Exactly reproduce the lines that follow.

Dataset section
----
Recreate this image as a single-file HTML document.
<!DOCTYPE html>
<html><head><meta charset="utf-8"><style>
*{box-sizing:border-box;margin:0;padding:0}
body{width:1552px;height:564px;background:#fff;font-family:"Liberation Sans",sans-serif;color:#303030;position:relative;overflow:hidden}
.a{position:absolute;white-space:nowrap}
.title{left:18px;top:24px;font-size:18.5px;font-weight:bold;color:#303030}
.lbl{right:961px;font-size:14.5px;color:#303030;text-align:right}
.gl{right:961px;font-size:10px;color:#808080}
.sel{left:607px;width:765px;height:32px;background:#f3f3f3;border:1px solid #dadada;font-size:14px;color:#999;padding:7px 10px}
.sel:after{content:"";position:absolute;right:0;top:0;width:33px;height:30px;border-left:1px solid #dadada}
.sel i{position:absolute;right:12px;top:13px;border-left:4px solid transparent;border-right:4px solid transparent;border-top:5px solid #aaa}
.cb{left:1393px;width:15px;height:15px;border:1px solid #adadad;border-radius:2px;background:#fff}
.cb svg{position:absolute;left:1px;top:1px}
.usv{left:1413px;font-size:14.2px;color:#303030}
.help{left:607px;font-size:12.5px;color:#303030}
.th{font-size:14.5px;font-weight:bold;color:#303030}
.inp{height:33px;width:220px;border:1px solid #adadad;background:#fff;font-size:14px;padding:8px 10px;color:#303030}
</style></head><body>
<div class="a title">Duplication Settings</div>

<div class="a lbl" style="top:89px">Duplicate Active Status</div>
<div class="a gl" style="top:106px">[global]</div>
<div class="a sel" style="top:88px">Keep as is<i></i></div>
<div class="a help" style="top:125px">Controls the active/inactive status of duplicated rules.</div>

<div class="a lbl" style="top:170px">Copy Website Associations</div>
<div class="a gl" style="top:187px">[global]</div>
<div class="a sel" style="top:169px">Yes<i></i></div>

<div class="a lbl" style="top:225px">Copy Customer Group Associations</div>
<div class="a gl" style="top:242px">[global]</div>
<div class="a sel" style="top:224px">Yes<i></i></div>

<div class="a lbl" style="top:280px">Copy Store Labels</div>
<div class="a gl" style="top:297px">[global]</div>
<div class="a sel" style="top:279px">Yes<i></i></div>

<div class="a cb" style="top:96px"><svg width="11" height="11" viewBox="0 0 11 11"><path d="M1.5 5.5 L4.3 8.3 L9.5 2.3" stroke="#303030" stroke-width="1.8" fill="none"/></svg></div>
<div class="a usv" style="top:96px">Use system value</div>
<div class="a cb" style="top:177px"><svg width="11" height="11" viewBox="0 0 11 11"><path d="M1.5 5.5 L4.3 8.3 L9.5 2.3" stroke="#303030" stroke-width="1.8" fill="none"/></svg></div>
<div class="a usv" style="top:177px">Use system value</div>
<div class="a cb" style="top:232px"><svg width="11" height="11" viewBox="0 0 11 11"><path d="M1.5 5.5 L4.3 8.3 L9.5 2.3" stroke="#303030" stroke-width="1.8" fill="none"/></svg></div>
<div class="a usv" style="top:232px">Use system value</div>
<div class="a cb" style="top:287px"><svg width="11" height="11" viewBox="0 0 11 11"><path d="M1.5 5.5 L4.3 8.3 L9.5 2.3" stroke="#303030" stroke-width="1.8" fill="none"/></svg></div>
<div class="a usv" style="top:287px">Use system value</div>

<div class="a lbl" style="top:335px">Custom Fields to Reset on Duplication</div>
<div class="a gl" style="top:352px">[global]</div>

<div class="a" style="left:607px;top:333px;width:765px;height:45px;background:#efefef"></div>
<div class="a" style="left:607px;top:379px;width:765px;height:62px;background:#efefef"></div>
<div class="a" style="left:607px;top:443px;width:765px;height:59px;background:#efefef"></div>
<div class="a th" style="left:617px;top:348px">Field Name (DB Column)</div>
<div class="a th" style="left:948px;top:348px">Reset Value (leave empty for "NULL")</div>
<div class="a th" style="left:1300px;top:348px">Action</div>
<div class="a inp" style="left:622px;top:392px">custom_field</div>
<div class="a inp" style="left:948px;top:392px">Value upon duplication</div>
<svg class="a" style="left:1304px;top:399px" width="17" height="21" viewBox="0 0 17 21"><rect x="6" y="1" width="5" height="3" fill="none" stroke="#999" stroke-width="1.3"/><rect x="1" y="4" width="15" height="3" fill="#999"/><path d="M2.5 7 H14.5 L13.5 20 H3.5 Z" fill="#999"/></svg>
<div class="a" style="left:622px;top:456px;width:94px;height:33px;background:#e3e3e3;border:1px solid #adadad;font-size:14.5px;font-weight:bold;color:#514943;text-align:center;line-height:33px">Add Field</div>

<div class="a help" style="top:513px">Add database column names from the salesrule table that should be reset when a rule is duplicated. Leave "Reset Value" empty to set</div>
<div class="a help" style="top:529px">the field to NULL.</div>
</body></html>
----
Result below
Recreate this image as a single-file HTML document.
<!DOCTYPE html>
<html><head><meta charset="utf-8"><style>
*{box-sizing:border-box;margin:0;padding:0}
body{width:1552px;height:564px;background:#fff;font-family:"Liberation Sans",sans-serif;color:#303030;position:relative;overflow:hidden}
.a{position:absolute;white-space:nowrap}
.title{left:18px;top:24px;font-size:18.5px;font-weight:bold;color:#303030}
.lbl{right:961px;font-size:14.5px;color:#303030;text-align:right}
.gl{right:961px;font-size:10px;color:#808080}
.sel{left:607px;width:765px;height:32px;background:#f3f3f3;border:1px solid #dadada;font-size:14px;color:#999;padding:7px 10px}
.sel:after{content:"";position:absolute;right:0;top:0;width:33px;height:30px;border-left:1px solid #dadada}
.sel i{position:absolute;right:12px;top:13px;border-left:4px solid transparent;border-right:4px solid transparent;border-top:5px solid #aaa}
.cb{left:1393px;width:15px;height:15px;border:1px solid #adadad;border-radius:2px;background:#fff}
.cb svg{position:absolute;left:1px;top:1px}
.usv{left:1413px;font-size:14.2px;color:#303030}
.help{left:607px;font-size:12.5px;color:#303030}
.th{font-size:14.5px;font-weight:bold;color:#303030}
.inp{height:33px;width:220px;border:1px solid #adadad;background:#fff;font-size:14px;padding:8px 10px;color:#303030}
</style></head><body>
<div class="a title">Duplication Settings</div>

<div class="a lbl" style="top:89px">Duplicate Active Status</div>
<div class="a gl" style="top:106px">[global]</div>
<div class="a sel" style="top:88px">Keep as is<i></i></div>
<div class="a help" style="top:125px">Controls the active/inactive status of duplicated rules.</div>

<div class="a lbl" style="top:170px">Copy Website Associations</div>
<div class="a gl" style="top:187px">[global]</div>
<div class="a sel" style="top:169px">Yes<i></i></div>

<div class="a lbl" style="top:225px">Copy Customer Group Associations</div>
<div class="a gl" style="top:242px">[global]</div>
<div class="a sel" style="top:224px">Yes<i></i></div>

<div class="a lbl" style="top:280px">Copy Store Labels</div>
<div class="a gl" style="top:297px">[global]</div>
<div class="a sel" style="top:279px">Yes<i></i></div>

<div class="a cb" style="top:96px"><svg width="11" height="11" viewBox="0 0 11 11"><path d="M1.5 5.5 L4.3 8.3 L9.5 2.3" stroke="#303030" stroke-width="1.8" fill="none"/></svg></div>
<div class="a usv" style="top:96px">Use system value</div>
<div class="a cb" style="top:177px"><svg width="11" height="11" viewBox="0 0 11 11"><path d="M1.5 5.5 L4.3 8.3 L9.5 2.3" stroke="#303030" stroke-width="1.8" fill="none"/></svg></div>
<div class="a usv" style="top:177px">Use system value</div>
<div class="a cb" style="top:232px"><svg width="11" height="11" viewBox="0 0 11 11"><path d="M1.5 5.5 L4.3 8.3 L9.5 2.3" stroke="#303030" stroke-width="1.8" fill="none"/></svg></div>
<div class="a usv" style="top:232px">Use system value</div>
<div class="a cb" style="top:287px"><svg width="11" height="11" viewBox="0 0 11 11"><path d="M1.5 5.5 L4.3 8.3 L9.5 2.3" stroke="#303030" stroke-width="1.8" fill="none"/></svg></div>
<div class="a usv" style="top:287px">Use system value</div>

<div class="a lbl" style="top:335px">Custom Fields to Reset on Duplication</div>
<div class="a gl" style="top:352px">[global]</div>

<div class="a" style="left:607px;top:333px;width:765px;height:45px;background:#efefef"></div>
<div class="a" style="left:607px;top:379px;width:765px;height:62px;background:#efefef"></div>
<div class="a" style="left:607px;top:443px;width:765px;height:59px;background:#efefef"></div>
<div class="a th" style="left:617px;top:348px">Field Name (DB Column)</div>
<div class="a th" style="left:948px;top:348px">Reset Value (leave empty for "NULL")</div>
<div class="a th" style="left:1300px;top:348px">Action</div>
<div class="a inp" style="left:622px;top:392px">custom_field</div>
<div class="a inp" style="left:948px;top:392px">Value upon duplication</div>
<svg class="a" style="left:1304px;top:399px" width="17" height="21" viewBox="0 0 17 21"><rect x="6" y="1" width="5" height="3" fill="none" stroke="#999" stroke-width="1.3"/><rect x="1" y="4" width="15" height="3" fill="#999"/><path d="M2.5 7 H14.5 L13.5 20 H3.5 Z" fill="#999"/></svg>
<div class="a" style="left:622px;top:456px;width:94px;height:33px;background:#e3e3e3;border:1px solid #adadad;font-size:14.5px;font-weight:bold;color:#514943;text-align:center;line-height:33px">Add Field</div>

<div class="a help" style="top:513px">Add database column names from the salesrule table that should be reset when a rule is duplicated. Leave "Reset Value" empty to set</div>
<div class="a help" style="top:529px">the field to NULL.</div>
</body></html>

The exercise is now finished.